As above, the agency needs to be satisfied that the scanning and quarantining for this type of Spam control falls within the maintenance exception. Even if the maintenance exception does not apply, however, it will also most likely be lawful to deal with email coming from known fraudulent domains such as these as senders such as these know that the email will often be scanned.

Question

Notwithstanding difficulties of the agency in regards to Spam how are third party Spam filtering services to react to this requirement? Does agency use of a Spam service effectively ‘authorize, suffer or permit another person to intercept a communication’?

Response

As above, the agency needs to be satisfied that the need for the scanning falls within the maintenance exception.

Question

In our organisation, received emails detected as Spam are marked in one of two ways: “Blatant” Spam, which is deleted or “Likely” Spam which is placed in a quarantine area.

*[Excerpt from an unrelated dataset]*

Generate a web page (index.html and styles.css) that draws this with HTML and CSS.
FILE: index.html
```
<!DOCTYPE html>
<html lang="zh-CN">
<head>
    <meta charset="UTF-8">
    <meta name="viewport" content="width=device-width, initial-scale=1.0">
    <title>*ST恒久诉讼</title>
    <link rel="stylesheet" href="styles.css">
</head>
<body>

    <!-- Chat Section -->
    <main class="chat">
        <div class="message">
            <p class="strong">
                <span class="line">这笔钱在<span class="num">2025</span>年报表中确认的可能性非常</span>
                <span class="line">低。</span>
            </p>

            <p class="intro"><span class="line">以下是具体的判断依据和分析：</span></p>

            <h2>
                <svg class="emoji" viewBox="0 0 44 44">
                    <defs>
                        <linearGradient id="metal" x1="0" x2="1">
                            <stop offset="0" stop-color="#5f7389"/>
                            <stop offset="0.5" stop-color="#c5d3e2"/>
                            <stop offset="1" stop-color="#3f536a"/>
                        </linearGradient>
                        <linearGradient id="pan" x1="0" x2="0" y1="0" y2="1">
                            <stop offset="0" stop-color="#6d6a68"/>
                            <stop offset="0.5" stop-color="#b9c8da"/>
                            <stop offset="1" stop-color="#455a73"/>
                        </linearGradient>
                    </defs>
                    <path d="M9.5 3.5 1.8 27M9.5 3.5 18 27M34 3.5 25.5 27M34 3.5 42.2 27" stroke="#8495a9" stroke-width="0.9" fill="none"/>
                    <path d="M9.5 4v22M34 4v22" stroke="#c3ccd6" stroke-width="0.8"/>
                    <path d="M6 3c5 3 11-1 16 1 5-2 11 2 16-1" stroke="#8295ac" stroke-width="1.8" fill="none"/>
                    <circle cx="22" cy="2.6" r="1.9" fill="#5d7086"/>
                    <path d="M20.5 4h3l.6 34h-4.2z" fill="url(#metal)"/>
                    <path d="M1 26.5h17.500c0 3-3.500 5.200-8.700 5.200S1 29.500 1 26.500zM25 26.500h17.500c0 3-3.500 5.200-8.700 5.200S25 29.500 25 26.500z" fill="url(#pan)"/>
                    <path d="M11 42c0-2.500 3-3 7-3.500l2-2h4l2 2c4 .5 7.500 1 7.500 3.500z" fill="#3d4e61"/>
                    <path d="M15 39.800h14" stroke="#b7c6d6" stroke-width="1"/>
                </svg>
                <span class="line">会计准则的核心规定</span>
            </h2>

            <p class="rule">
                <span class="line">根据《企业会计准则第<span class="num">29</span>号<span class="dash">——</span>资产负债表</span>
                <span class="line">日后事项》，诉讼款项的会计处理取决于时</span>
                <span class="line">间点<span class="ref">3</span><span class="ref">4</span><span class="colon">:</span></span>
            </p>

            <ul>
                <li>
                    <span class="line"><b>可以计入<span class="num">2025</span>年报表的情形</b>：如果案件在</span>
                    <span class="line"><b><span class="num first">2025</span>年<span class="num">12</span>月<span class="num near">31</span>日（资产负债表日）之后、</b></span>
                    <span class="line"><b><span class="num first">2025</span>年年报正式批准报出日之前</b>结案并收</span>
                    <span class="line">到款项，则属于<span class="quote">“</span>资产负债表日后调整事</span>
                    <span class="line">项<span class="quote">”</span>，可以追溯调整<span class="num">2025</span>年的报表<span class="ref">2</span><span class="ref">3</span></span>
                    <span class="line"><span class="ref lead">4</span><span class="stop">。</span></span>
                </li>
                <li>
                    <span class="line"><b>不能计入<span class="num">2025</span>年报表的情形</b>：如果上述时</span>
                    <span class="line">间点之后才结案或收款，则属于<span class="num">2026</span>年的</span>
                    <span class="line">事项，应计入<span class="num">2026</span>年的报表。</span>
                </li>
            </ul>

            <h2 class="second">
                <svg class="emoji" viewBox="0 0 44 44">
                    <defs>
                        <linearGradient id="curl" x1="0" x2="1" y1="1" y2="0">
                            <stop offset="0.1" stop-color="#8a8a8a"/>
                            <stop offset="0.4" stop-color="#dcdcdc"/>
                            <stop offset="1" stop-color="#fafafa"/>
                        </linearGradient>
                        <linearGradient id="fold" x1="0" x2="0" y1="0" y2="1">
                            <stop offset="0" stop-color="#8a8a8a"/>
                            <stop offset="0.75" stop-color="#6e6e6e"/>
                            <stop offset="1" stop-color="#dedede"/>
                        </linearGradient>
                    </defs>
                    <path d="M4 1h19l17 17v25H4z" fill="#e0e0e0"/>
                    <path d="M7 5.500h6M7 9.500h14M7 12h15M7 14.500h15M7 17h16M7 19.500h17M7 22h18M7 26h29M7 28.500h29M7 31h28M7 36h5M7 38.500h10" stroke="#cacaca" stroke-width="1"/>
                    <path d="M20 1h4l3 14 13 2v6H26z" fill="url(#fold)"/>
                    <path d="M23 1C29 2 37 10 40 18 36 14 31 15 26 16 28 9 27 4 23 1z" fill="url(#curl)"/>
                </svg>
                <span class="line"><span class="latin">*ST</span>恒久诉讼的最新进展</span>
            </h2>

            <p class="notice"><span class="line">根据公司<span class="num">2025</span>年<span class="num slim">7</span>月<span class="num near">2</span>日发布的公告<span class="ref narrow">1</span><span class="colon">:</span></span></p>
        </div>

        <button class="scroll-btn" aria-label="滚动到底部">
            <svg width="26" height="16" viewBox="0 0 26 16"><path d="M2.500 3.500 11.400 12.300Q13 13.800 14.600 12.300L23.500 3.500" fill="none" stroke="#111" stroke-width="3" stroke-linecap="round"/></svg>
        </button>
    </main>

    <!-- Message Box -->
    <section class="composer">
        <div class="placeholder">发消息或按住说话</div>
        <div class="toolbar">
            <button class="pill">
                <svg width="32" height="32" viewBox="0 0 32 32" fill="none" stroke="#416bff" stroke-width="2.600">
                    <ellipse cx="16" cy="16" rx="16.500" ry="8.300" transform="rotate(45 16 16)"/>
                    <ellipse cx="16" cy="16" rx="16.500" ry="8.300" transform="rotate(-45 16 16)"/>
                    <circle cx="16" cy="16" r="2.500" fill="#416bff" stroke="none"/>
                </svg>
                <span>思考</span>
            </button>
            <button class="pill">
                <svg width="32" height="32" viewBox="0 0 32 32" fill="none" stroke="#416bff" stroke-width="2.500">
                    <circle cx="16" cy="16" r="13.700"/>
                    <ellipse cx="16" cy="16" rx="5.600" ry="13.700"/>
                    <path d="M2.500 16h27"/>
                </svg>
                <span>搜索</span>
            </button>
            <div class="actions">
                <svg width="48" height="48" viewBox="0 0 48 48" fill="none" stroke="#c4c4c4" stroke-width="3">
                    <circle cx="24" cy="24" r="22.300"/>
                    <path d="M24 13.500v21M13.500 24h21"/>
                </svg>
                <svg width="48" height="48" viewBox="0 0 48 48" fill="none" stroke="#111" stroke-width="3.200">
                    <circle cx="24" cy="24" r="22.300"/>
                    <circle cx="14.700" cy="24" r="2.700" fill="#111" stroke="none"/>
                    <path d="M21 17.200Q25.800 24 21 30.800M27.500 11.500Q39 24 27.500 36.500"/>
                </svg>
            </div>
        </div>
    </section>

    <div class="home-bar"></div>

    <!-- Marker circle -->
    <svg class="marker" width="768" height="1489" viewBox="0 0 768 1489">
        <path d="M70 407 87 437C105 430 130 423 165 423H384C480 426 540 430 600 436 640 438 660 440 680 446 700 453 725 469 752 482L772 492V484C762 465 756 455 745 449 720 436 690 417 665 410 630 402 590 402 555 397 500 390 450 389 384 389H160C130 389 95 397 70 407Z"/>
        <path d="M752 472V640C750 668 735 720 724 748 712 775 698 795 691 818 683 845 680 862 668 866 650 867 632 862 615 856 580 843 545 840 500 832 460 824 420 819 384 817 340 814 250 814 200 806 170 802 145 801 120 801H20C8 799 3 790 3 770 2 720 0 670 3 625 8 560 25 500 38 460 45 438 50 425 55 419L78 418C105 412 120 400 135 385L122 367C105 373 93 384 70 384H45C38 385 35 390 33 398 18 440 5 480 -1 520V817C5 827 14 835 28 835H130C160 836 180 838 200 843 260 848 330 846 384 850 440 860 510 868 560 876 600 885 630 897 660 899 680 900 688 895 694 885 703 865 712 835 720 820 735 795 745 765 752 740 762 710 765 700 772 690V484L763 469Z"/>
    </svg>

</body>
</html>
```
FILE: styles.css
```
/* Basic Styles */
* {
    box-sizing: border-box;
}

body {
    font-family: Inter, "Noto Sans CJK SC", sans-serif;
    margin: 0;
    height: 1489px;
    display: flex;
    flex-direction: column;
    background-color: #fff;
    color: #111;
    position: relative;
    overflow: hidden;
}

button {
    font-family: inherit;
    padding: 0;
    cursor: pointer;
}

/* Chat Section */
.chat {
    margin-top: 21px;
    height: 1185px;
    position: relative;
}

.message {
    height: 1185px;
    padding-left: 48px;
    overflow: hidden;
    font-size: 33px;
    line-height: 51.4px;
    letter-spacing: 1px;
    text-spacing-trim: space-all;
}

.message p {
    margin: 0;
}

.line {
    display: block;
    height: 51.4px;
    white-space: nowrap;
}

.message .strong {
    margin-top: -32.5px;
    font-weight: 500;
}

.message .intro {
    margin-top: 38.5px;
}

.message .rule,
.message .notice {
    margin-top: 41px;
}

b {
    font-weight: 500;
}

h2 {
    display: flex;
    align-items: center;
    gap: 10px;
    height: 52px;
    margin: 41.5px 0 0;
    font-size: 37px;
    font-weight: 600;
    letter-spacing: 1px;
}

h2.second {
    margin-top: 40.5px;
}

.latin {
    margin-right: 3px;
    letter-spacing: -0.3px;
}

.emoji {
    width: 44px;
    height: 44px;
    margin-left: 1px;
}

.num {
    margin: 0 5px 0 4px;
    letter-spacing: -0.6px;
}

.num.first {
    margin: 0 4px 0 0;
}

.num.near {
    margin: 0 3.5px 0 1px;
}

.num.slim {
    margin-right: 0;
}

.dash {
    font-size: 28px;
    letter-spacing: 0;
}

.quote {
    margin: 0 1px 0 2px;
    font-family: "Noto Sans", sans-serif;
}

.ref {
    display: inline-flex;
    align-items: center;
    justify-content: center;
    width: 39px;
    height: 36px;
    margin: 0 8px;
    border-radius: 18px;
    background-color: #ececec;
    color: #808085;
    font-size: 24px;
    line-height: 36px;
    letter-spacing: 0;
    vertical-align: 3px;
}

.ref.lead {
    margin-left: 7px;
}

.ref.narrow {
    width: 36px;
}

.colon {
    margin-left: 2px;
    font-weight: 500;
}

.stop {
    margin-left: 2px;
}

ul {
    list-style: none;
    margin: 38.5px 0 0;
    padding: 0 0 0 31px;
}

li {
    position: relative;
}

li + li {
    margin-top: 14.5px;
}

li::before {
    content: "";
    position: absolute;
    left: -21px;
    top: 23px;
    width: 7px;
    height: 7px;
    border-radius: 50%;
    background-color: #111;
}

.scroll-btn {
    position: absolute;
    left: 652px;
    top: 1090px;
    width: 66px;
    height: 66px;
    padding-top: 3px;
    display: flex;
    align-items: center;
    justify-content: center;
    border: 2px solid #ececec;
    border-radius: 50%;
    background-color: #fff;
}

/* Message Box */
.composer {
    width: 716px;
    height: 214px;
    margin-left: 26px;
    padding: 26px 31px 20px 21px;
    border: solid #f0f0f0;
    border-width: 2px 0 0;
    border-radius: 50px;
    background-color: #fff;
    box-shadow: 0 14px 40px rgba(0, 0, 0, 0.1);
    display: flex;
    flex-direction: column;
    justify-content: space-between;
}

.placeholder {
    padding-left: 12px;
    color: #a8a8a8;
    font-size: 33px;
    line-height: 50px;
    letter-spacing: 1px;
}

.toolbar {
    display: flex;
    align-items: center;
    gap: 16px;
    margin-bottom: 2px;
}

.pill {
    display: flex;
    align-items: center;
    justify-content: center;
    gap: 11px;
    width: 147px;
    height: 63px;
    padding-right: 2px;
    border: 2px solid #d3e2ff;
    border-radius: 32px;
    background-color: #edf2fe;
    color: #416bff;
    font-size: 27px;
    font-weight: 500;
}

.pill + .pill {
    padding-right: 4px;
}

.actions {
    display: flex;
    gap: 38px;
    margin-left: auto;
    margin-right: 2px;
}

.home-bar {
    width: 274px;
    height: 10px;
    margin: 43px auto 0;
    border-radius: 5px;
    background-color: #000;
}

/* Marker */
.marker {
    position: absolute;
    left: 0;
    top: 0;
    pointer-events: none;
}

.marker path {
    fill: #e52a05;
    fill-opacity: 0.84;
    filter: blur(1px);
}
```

Quarantined emails are kept for a fixed period of time and then automatically deleted, the user is not notified of emails that have been quarantined. The messages in the quarantine folders are not accessed by any other staff members. The volume of email placed into quarantine depends on various factors, but in different parts of the organisation we see up to 15% of received email being put into quarantine. It would be inconvenient and burdensome to the users to notify them of each particular email that is quarantined. It would be equivalent to allowing the Spam to be delivered in the first place. Deleting these emails immediately isn't an option as users occasionally make requests regarding an email they believe they should have received but didn't. They are subsequently given access to their quarantine folder, where they may find a legitimate email which they can clear from quarantine. If a user doesn't request access to their quarantine folder it isn't provided to them. Once they have requested access initially, it is available for them to access directly at any time in the future. It is done this way to avoid confusion for the majority of users who will never need access to their quarantine folder. Do we need to notify the users about these quarantined messages at all?